A coleção Baderna incomoda muita gente. Sobretudo os fascistas
Congresso da Ação Integralista no Rio de Janeiro, nos anos
30. [Acervo Iconographia]. Todas as fotos são cortesia da Editora Veneta.
Depois de descobrir que vários livros da coleção Baderna foram
apreendidos pela polícia entre pertences de ativistas após as Jornadas de
Junho, o editor Rogério de Campos não teve dúvidas e está prestes a enaltecer o
mundo da literatura subversiva de novo, republicando parte da série. Quem
inspirou essa retomada? “A polícia. Se está desagradando os caras, tem uma
razão.”
Originalmente lançada pela editora Conrad no início dos anos
2000, a coleção traz publicações afiadas que falam sobre resistência. Agora, parte
delas sairá pela Veneta, a nova editora capitaneada por Rogério. “Qualquer
imbecil direitista arruma uma editora pra publicar suas bobagens. O mercado da
direita já é muito saturado. Então, publicamos livros de esquerda”, explica.
Se é baderna, tem que chegar com o pé na porta. E é isso que
a Veneta vai fazer: começar pela galinha dos ovos de ouro que não fez parte da
coleção original. O livro A Revoada dos Galinhas-Verdes (1984), de
Fulvio Abramo, não tarda a sair do forno. O texto, publicado originalmente em
uma edição mimeografada do Centro de Estudos do Movimento Operário Mario
Pedrosa, em 1984, deve ter sua versão em livro nas ruas ainda no mês de
outubro, quando a histórica batalha que tomou a Praça da Sé completa 80 anos.
Na Revoada,
anarquistas, socialistas, comunistas, trotskistas e sindicalistas se reuniam em
São Paulo para se opor à Ação Integralista Brasileira, partido de
extrema-direita que se inspirava no movimento fascista italiano e trazia como
mentor Plínio Salgado.
Para Rogério, a união que formou a Frente Única Antifascista
foi um marco para a esquerda tupiniquim, que costumeiramente brigava graças a
ideologias distintas em detrimento de um consenso. “Quando eles viram que os
integralistas estavam repetindo o mesmo caminho do que acontecia na Alemanha e
na Itália por aqui – ou seja, reacionarismo, ultranacionalismo e militarismo –,
perceberam que tinham um inimigo em comum”, frisa.
Armados com revólveres e até metralhadoras, homens e
mulheres antifascistas entraram em confronto com os integralistas, que,
vestindo uniformes verdes (daí o porquê de “revoada dos galinhas-verdes”),
prontamente fugiram. Seis pessoas morreram. Entre as vítimas, cinco eram
guardas civis e a sexta foi Décio Pinto de Oliveira, militante comunista
atingido por uma bala na cabeça enquanto discursava.

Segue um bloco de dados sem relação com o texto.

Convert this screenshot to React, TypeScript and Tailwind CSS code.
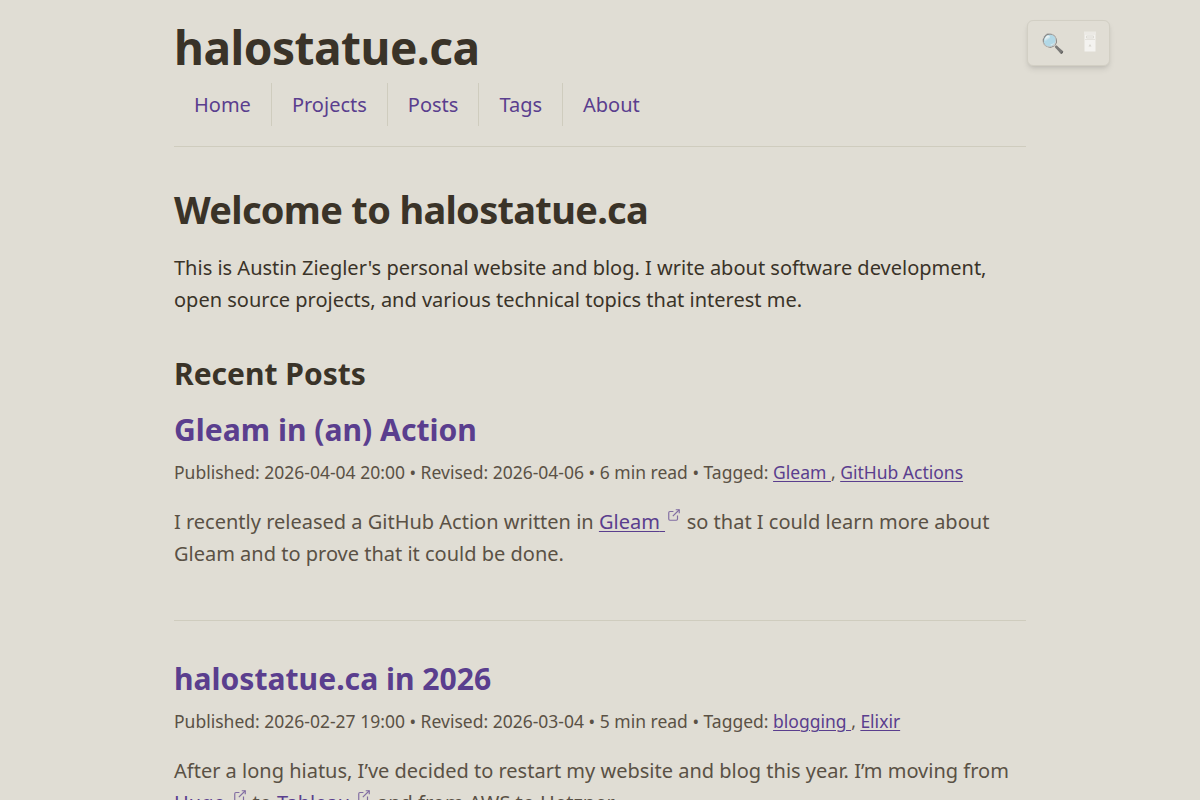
import type { ReactNode } from 'react';

const navItems = ['Home', 'Projects', 'Posts', 'Tags', 'About'];

function ThemeIcon() {
  return (
    <svg className="w-[12px] h-[21px]" viewBox="0 0 12 21" fill="none">
      <path d="M0 .5h12v3H0z" fill="#eceae5" />
      <path d="M.5 3.500h11v17H.5z" fill="#f4f3f0" />
      <path d="M2.500 5h7v2h-7z" stroke="#dddbd4" />
      <path d="M1 8.500h10" stroke="#e4e2dc" />
      <path d="M6 13l1.500 2.500h-3z" fill="#d8d6ce" />
    </svg>
  );
}

function ExternalLink({ children }: { children: ReactNode }) {
  return (
    <a href="#" className="text-[#5a3e8e]">
      <span className="underline underline-offset-[2px] decoration-1 whitespace-pre">{children} </span>
      <svg
        className="inline-block w-[14px] h-[14px] ml-[2px] mr-[0.500px] align-[7px] opacity-70"
        viewBox="0 0 24 24"
        fill="none"
        stroke="currentColor"
        strokeWidth="2"
      >
        <path d="M18 13v6a2 2 0 0 1-2 2H5a2 2 0 0 1-2-2V8a2 2 0 0 1 2-2h6" />
        <path d="M15 3h6v6" />
        <path d="M10 14L21 3" />
      </svg>
    </a>
  );
}

interface PostProps {
  title: string;
  published: string;
  revised: string;
  minutes: number;
  tags: string[];
  children: ReactNode;
}

function Post({ title, published, revised, minutes, tags, children }: PostProps) {
  return (
    <article className="h-[209px] border-b border-[#cfccbe] mb-10">
      <h3 className="text-[30.100px] leading-[36px] font-bold text-[#5a3e8e]">
        <a href="#">{title}</a>
      </h3>
      <p className="mt-[10px] text-[17.500px] leading-[28px] text-[#5a5145]">
        Published: {published} • Revised: {revised} • {minutes} min read • Tagged:{' '}
        {tags.map((tag, i) => (
          <span key={tag}>
            <a href="#" className="text-[#5a3e8e] underline underline-offset-[2px] decoration-1 whitespace-pre">
              {i < tags.length - 1 ? `${tag} ` : tag}
            </a>
            {i < tags.length - 1 && ', '}
          </span>
        ))}
      </p>
      <p className="mt-5 leading-8 text-[#5a5145]">{children}</p>
    </article>
  );
}

export default function App() {
  return (
    <div className="h-screen overflow-hidden bg-[#e0ddd4] text-[#3a3328] text-[20px] font-['Noto_Sans',sans-serif]">
      <div className="absolute top-5 left-[1027px] w-[83px] h-[46px] flex items-center justify-between pl-[13px] pr-[13px] rounded-md border border-[#d2cfc4] bg-[#e0ddd4] shadow-md">
        <button aria-label="Search" className="text-[19px] leading-6 opacity-80">
          🔍
        </button>
        <button aria-label="Theme" className="-mt-1">
          <ThemeIcon />
        </button>
      </div>

      <div className="w-[852px] mx-auto">
        <header className="pt-5 h-[147px] border-b border-[#cfccbe]">
          <div className="text-[46px] leading-[54px] font-bold tracking-[-0.5px]">halostatue.ca</div>
          <nav className="mt-[9px] flex">
            {navItems.map((item) => (
              <a
                key={item}
                href="#"
                className="px-5 h-[43px] leading-[43px] text-[#5a3e8e] border-r border-[#cfccbe] last:border-r-0"
              >
                {item}
              </a>
            ))}
          </nav>
        </header>

        <main>
          <h1 className="mt-[38px] text-[38px] leading-[48px] font-bold tracking-[-0.7px]">Welcome to halostatue.ca</h1>
          <p className="mt-[19px] leading-8">
            This is Austin Ziegler's personal website and blog. I write about software development, open source
            projects, and various technical topics that interest me.
          </p>

          <h2 className="mt-10 mb-5 text-[30px] leading-[36px] font-bold">Recent Posts</h2>

          <Post
            title="Gleam in (an) Action"
            published="2026-04-04 20:00"
            revised="2026-04-06"
            minutes={6}
            tags={['Gleam', 'GitHub Actions']}
          >
            I recently released a GitHub Action written in <ExternalLink>Gleam</ExternalLink> so that I could learn
            more about Gleam and to prove that it could be done.
          </Post>

          <Post
            title="halostatue.ca in 2026"
            published="2026-02-27 19:00"
            revised="2026-03-04"
            minutes={5}
            tags={['blogging', 'Elixir']}
          >
            After a long hiatus, I’ve decided to restart my website and blog this year. I’m moving from{' '}
            <ExternalLink>Hugo</ExternalLink> to <ExternalLink>Tableau</ExternalLink> and from AWS to Hetzner.
          </Post>
        </main>
      </div>
    </div>
  );
}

Integralistas em frente à sede da AIB após a Batalha da
Praça da Sé, em 7 de outubro de1934 [Acervo Iconographia]. Todas as fotos são
cortesia da Editora Veneta.
Rogério fala dos “velhinhos de esquerda que criticam os
jovens de hoje” e lembra da cena que viu em junho do ano passado na Avenida
Paulista: direitistas enrolados em bandeiras do Brasil cuspindo em uma garota
do PSOL. “E foi naquele momento que moleques mascarados anarquistas, os black
blocs, entraram em defesa de petista, de PSTU, de PSOL, de várias pessoas. Vi
muita gente de esquerda se juntando. Porque era necessário mesmo”, relata o
editor.
Integralista ferido na Praça da Sé [Acervo Iconographia].
O objetivo da editora Veneta é dar espaço aos autores de
esquerda, mas a coleção Baderna alça voos ainda mais distantes. “A
ideia é ir além do pensamento dominante da esquerda, sabe? Mostrar outras
ideias, outros autores, pensamentos. E, principalmente, mostrar novas maneiras
de se organizar, novas maneiras de atacar o capitalismo.”

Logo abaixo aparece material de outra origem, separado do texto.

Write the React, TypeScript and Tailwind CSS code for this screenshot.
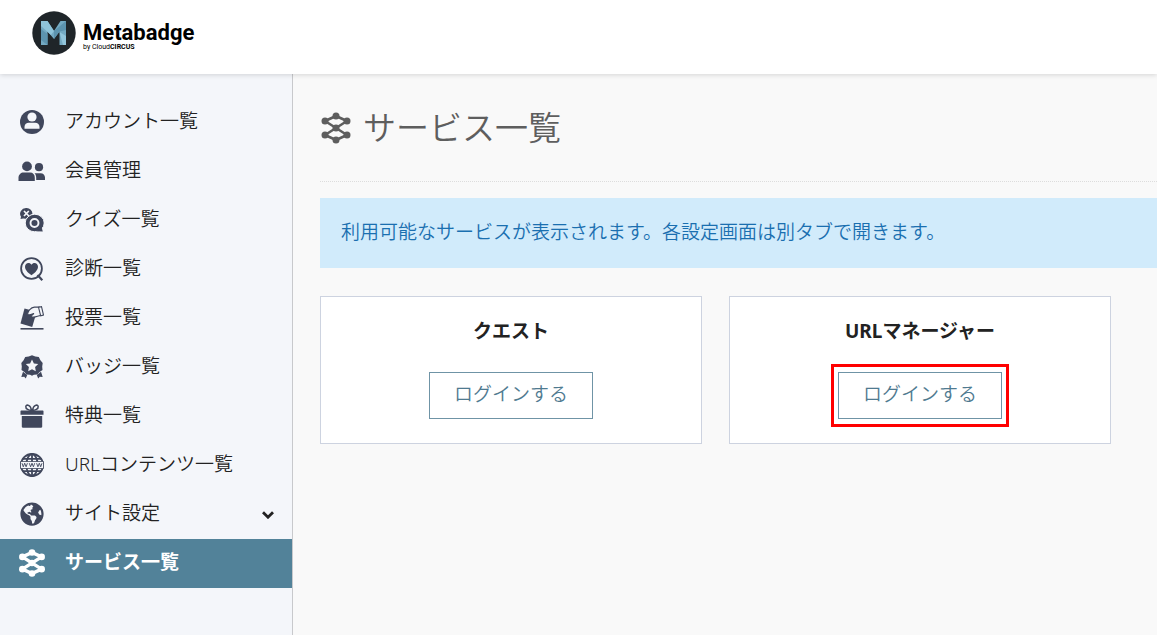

Porém, nem todos os livros que integram a coletânea serão
relançados. A editora está retrabalhando algumas publicações e estudando até
novas traduções. Algumas ficaram datadas e não serão disponibilizadas. O editor
justifica: “Jovem tem saudade, mas saudade também tem limites. Nostalgia, não.

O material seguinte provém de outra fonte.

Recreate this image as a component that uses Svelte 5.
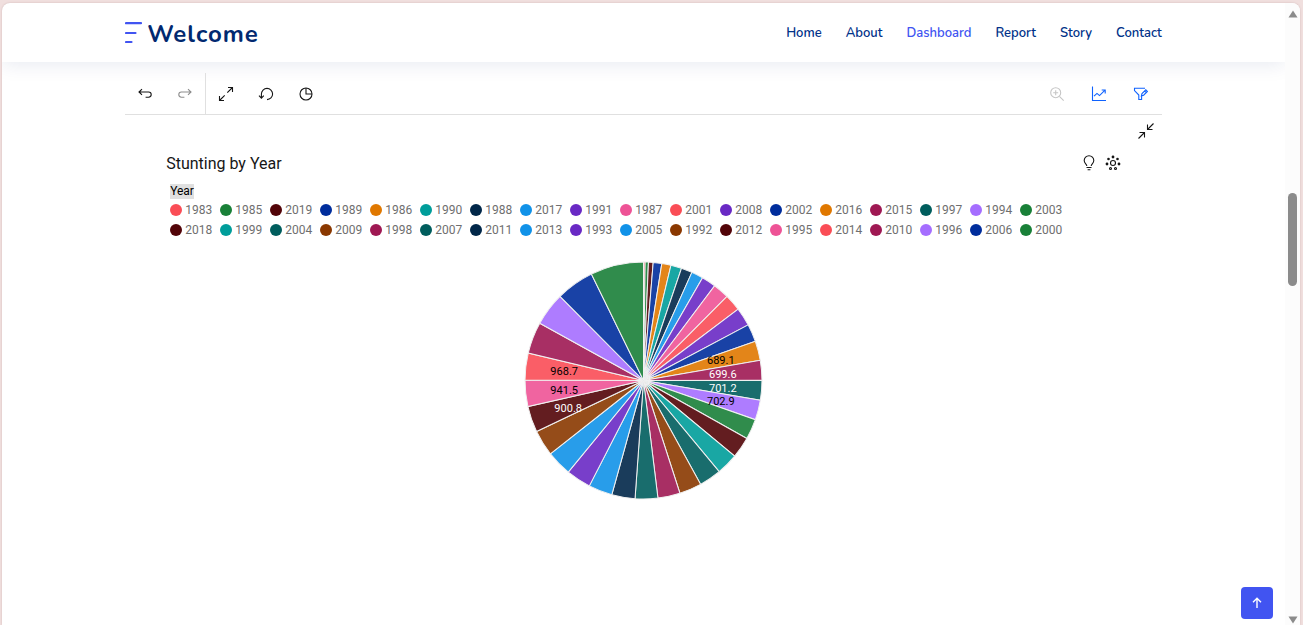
<script>
  const links = ['Home', 'About', 'Dashboard', 'Report', 'Story', 'Contact'];

  const coral = '#fa4d56';
  const green = '#198038';
  const maroon = '#520408';
  const navy = '#002d9c';
  const orange = '#e07800';
  const teal = '#009d9a';
  const ink = '#012749';
  const sky = '#1192e8';
  const purple = '#6929c4';
  const pink = '#ee5396';
  const magenta = '#9f1853';
  const pine = '#005d5d';
  const lilac = '#a56eff';
  const brown = '#8a3800';

  // year, colour, angle in degrees at which the slice ends (clockwise from the top)
  const slices = [
    ['1983', coral, 0.8], ['1985', green, 2.4], ['2019', maroon, 4.7], ['1989', navy, 8.9],
    ['1986', orange, 13.4], ['1990', teal, 18.7], ['1988', ink, 24.1], ['2017', sky, 29.9],
    ['1991', purple, 36.9], ['1987', pink, 44.8], ['2001', coral, 53], ['2008', purple, 62],
    ['2002', navy, 70.7], ['2016', orange, 80.2], ['2015', magenta, 89.9], ['1997', pine, 99.6],
    ['1994', lilac, 109.3], ['2003', green, 119.3], ['2018', maroon, 129.7], ['1999', teal, 140.3],
    ['2004', pine, 151.2], ['2009', brown, 162.1], ['1998', magenta, 173], ['2007', pine, 184.1],
    ['2011', ink, 195.5], ['2013', sky, 207.2], ['1993', purple, 219.4], ['2005', sky, 231.8],
    ['1992', brown, 244.5], ['2012', maroon, 257.3], ['1995', pink, 270.2], ['2014', coral, 283.4],
    ['2010', magenta, 298.9], ['1996', lilac, 315.2], ['2006', navy, 333.9], ['2000', green, 360]
  ];

  const labels = [
    { text: '689.1', x: 77, y: -16, dark: true },
    { text: '699.6', x: 79, y: -3, dark: false },
    { text: '701.2', x: 79, y: 11, dark: false },
    { text: '702.9', x: 77, y: 24, dark: true },
    { text: '900.8', x: -75, y: 31, dark: false },
    { text: '941.5', x: -79, y: 13, dark: true },
    { text: '968.7', x: -79, y: -5, dark: true }
  ];

  const R = 118;
  const point = (deg) => {
    const a = (deg * Math.PI) / 180;
    return `${(R * Math.sin(a)).toFixed(2)} ${(-R * Math.cos(a)).toFixed(2)}`;
  };
  const wedge = (i) => {
    const start = i === 0 ? 0 : slices[i - 1][2];
    return `M0 0L${point(start)}A${R} ${R} 0 0 1 ${point(slices[i][2])}Z`;
  };
</script>

<div class="window">
  <div class="page">
    <header>
      <a class="brand" href="#top">
        <svg width="18" height="22" viewBox="0 0 18 22" aria-hidden="true">
          <path d="M1 1.2H16M1 11H10.5M1 20H6.5" stroke="#4154f1" stroke-width="2.2" stroke-linecap="round" />
        </svg>
        <span>Welcome</span>
      </a>
      <nav>
        {#each links as link}
          <a href="#{link.toLowerCase()}" class:active={link === 'Dashboard'}>{link}</a>
        {/each}
      </nav>
    </header>

    <main>
      <div class="toolbar">
        <div class="group history">
          <button aria-label="Undo">
            <svg viewBox="0 0 16 16"><path d="M5 3.2L2 6L5 8.8M2 6H11.6a2.4 2.4 0 0 1 0 5.2H8.6" /></svg>
          </button>
          <button aria-label="Redo" class="muted">
            <svg viewBox="0 0 16 16"><path d="M11 3.2L14 6L11 8.8M14 6H4.4a2.4 2.4 0 0 0 0 5.2H7.4" /></svg>
          </button>
        </div>
        <div class="group">
          <button aria-label="Full screen">
            <svg viewBox="0 0 16 16"><path d="M10 1.5H14.5V6M14.5 1.5L9.3 6.7M6 14.5H1.5V10M1.5 14.5L6.7 9.3" /></svg>
          </button>
          <button aria-label="Reset">
            <svg viewBox="0 0 16 16"><path d="M3.4 12V8A5.6 5.6 0 1 1 9 13.6M1 9.6L3.4 12.2L5.8 9.6" /></svg>
          </button>
          <button aria-label="Data refresh">
            <svg viewBox="0 0 16 16"><circle cx="8" cy="8" r="6" /><path d="M8 2V8H14" /></svg>
          </button>
        </div>
        <div class="group tools">
          <button aria-label="Zoom in" class="disabled">
            <svg viewBox="0 0 16 16"><circle cx="6.7" cy="6.7" r="5" /><path d="M10.4 10.4L14.7 14.7M6.7 4.2V9.2M4.2 6.7H9.2" /></svg>
          </button>
          <button aria-label="Visualizations" class="blue">
            <svg viewBox="0 0 16 16"><path d="M1.5 .5V14.5H15M3 10.2L6 7.4L8.5 9.6L14 4.2M10.7 4H14.2V7.5" /></svg>
          </button>
          <button aria-label="Filters" class="blue">
            <svg viewBox="0 0 16 16"><path d="M12 2.2H1.5V4.6L5.8 9V13.5H8.6V10.6M8.4 10L9 7.6L12.8 3.8L14.4 5.4L10.6 9.2ZM11.6 5L13.2 6.6" /></svg>
          </button>
        </div>
      </div>

      <div class="collapse">
        <button aria-label="Collapse">
          <svg viewBox="0 0 16 16"><path d="M15.5 .5L9.5 6.5M9.5 1.5V6.5H14.5M.5 15.5L6.5 9.5M1.5 9.5H6.5V14.5" /></svg>
        </button>
      </div>

      <section class="chart">
        <div class="title">
          <h2>Stunting by Year</h2>
          <button aria-label="Insights">
            <svg viewBox="0 0 16 16"><path d="M5.8 11C5.8 9 3.2 8.6 3.2 5.6a4.8 4.8 0 0 1 9.6 0C12.8 8.6 10.2 9 10.2 11M5.5 12.5H10.5M6.6 14.8H9.4" /></svg>
          </button>
          <button aria-label="Related visualizations">
            <svg viewBox="0 0 16 16">
              <circle cx="8" cy="8" r="2.5" />
              <circle cx="5.5" cy="13.5" r="1" /><circle cx="10.5" cy="13.5" r="1" />
              <g class="solid">
                <circle cx="8" cy="2" r="1.4" /><circle cx="3.5" cy="4" r="1.3" /><circle cx="12.5" cy="4" r="1.3" />
                <circle cx="2" cy="9" r="1.4" /><circle cx="14" cy="9" r="1.4" />
              </g>
            </svg>
          </button>
        </div>

        <div class="legend">
          <h3>Year</h3>
          <ul>
            {#each slices as [year, color]}
              <li><svg viewBox="0 0 12 12"><circle cx="6" cy="6" r="6" fill={color} /></svg>{year}</li>
            {/each}
          </ul>
        </div>

        <svg class="pie" viewBox="-120 -120 240 240" role="img" aria-label="Stunting by Year">
          {#each slices as slice, i}
            <path d={wedge(i)} fill={slice[1]} />
          {/each}
          {#each labels as label}
            <text x={label.x} y={label.y} class:dark={label.dark}>{label.text}</text>
          {/each}
        </svg>
      </section>
    </main>
  </div>

  <div class="scrollbar" aria-hidden="true">
    <svg viewBox="0 0 10 8"><path d="M5 .5L9.5 7.5H.5Z" /></svg>
    <div class="track"><div class="thumb"></div></div>
    <svg viewBox="0 0 10 8"><path d="M5 7.5L9.5 .5H.5Z" /></svg>
  </div>
</div>

<a class="to-top" href="#top" aria-label="Back to top">
  <svg viewBox="0 0 16 16"><path d="M8 13V3.5M4 7.3L8 3.3L12 7.3" /></svg>
</a>

<style>
  :global(body) {
    background: #f0dfde;
  }
  .window {
    display: flex;
    box-sizing: border-box;
    height: calc(100vh - 3px);
    margin: 3px 3px 0 2px;
    overflow: hidden;
    background: #fff;
    border-radius: 8px 8px 0 0;
    box-shadow: 0 0 2px #cdb4b4;
    font-family: Roboto, sans-serif;
  }
  .page {
    flex: 1;
    min-width: 0;
    overflow: hidden;
  }
  header {
    display: flex;
    align-items: center;
    justify-content: space-between;
    height: 59px;
    padding: 0 9.6%;
    box-shadow: 0 2px 20px rgba(1, 41, 112, 0.1);
    font-family: Nunito, Lato, sans-serif;
  }
  a {
    text-decoration: none;
  }
  .brand {
    display: flex;
    align-items: center;
    gap: 4px;
    color: #012970;
    font-size: 24px;
    font-weight: 700;
    line-height: 32px;
    letter-spacing: 1px;
  }
  .brand span {
    padding-top: 2px;
  }
  nav {
    display: flex;
    gap: 24px;
    font-size: 13px;
    font-weight: 600;
  }
  nav a {
    color: #013289;
  }
  nav a.active {
    color: #4154f1;
  }
  main {
    padding: 11px 9.6% 0;
  }
  button {
    display: grid;
    place-items: center;
    padding: 0;
    border: 0;
    background: none;
    color: #161616;
  }
  button svg,
  .to-top svg {
    width: 16px;
    height: 16px;
    fill: none;
    stroke: currentColor;
    stroke-width: 1.1;
  }
  .solid {
    fill: currentColor;
    stroke: none;
  }
  .toolbar,
  .group {
    display: flex;
  }
  .toolbar {
    border-bottom: 1px solid #e0e0e0;
  }
  .group button {
    width: 40px;
    height: 41px;
  }
  .history {
    border-right: 1px solid #e0e0e0;
  }
  .tools {
    margin-left: auto;
  }
  .tools button {
    width: 42px;
  }
  button.muted {
    color: #8d8d8d;
  }
  button.disabled {
    color: #c6c6c6;
  }
  button.blue {
    color: #0f62fe;
  }
  .collapse {
    display: flex;
    justify-content: flex-end;
    padding: 8px 8px 0;
  }
  .chart {
    padding: 12px 41px 0;
  }
  .title {
    display: flex;
    align-items: center;
    gap: 8px;
    height: 24px;
  }
  h2 {
    flex: 1;
    margin: 0;
    color: #161616;
    font-size: 16px;
    font-weight: 400;
  }
  .legend {
    padding: 9px 4px 0;
  }
  h3 {
    width: fit-content;
    margin: 0 0 1px;
    background: #e0e0e0;
    color: #000;
    font-size: 12px;
    font-weight: 400;
    line-height: 15px;
  }
  ul {
    display: grid;
    grid-template-columns: repeat(18, 50px);
    margin: 0;
    padding: 0;
    list-style: none;
    color: #6f6f6f;
    font-size: 12px;
    line-height: 20px;
  }
  li {
    display: flex;
    align-items: center;
    gap: 3px;
  }
  li svg {
    width: 12px;
    height: 12px;
  }
  .pie {
    display: block;
    width: 241px;
    margin: 20px auto 0;
  }
  .pie path {
    fill-opacity: 0.9;
    stroke: #f0f0f0;
    stroke-width: 1;
  }
  .pie text {
    fill: #fff;
    font-size: 11px;
    text-anchor: middle;
  }
  .pie text.dark {
    fill: #000;
  }
  .scrollbar {
    display: flex;
    flex-direction: column;
    align-items: center;
    width: 15px;
    padding: 7px 0 1px;
    box-sizing: border-box;
    background: #fcfcfc;
  }
  .scrollbar svg {
    width: 10px;
    height: 8px;
    fill: #8b8b8b;
  }
  .track {
    flex: 1;
    width: 9px;
  }
  .thumb {
    height: 93px;
    margin-top: 175px;
    border-radius: 5px;
    background: #8b8b8b;
  }
  .to-top {
    position: fixed;
    right: 30px;
    bottom: 6px;
    display: grid;
    place-items: center;
    width: 32px;
    height: 32px;
    border-radius: 4px;
    background: #4154f1;
    color: #fff;
  }
  .to-top svg {
    stroke-width: 1.4;
  }
</style>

Estamos publicando na medida em que seja útil, e não por nostalgia”. Entre os
livros que serão relançados, estão Provos, de Matteo Guarnaccia, Grouxo-marxismo,
de Bob Black, e Situacionismo, da Internacional Situacionista.
Não resisto e, antes que a entrevista acabe, pergunto a
opinião de Rogério sobre o resultado parcial das eleições. Ele relata certa
angústia ao pensar no assunto e diz que, nessas horas, só consegue lembrar de
uma musiquinha de comercial: “Eu prefiro lanches Mirabel…”.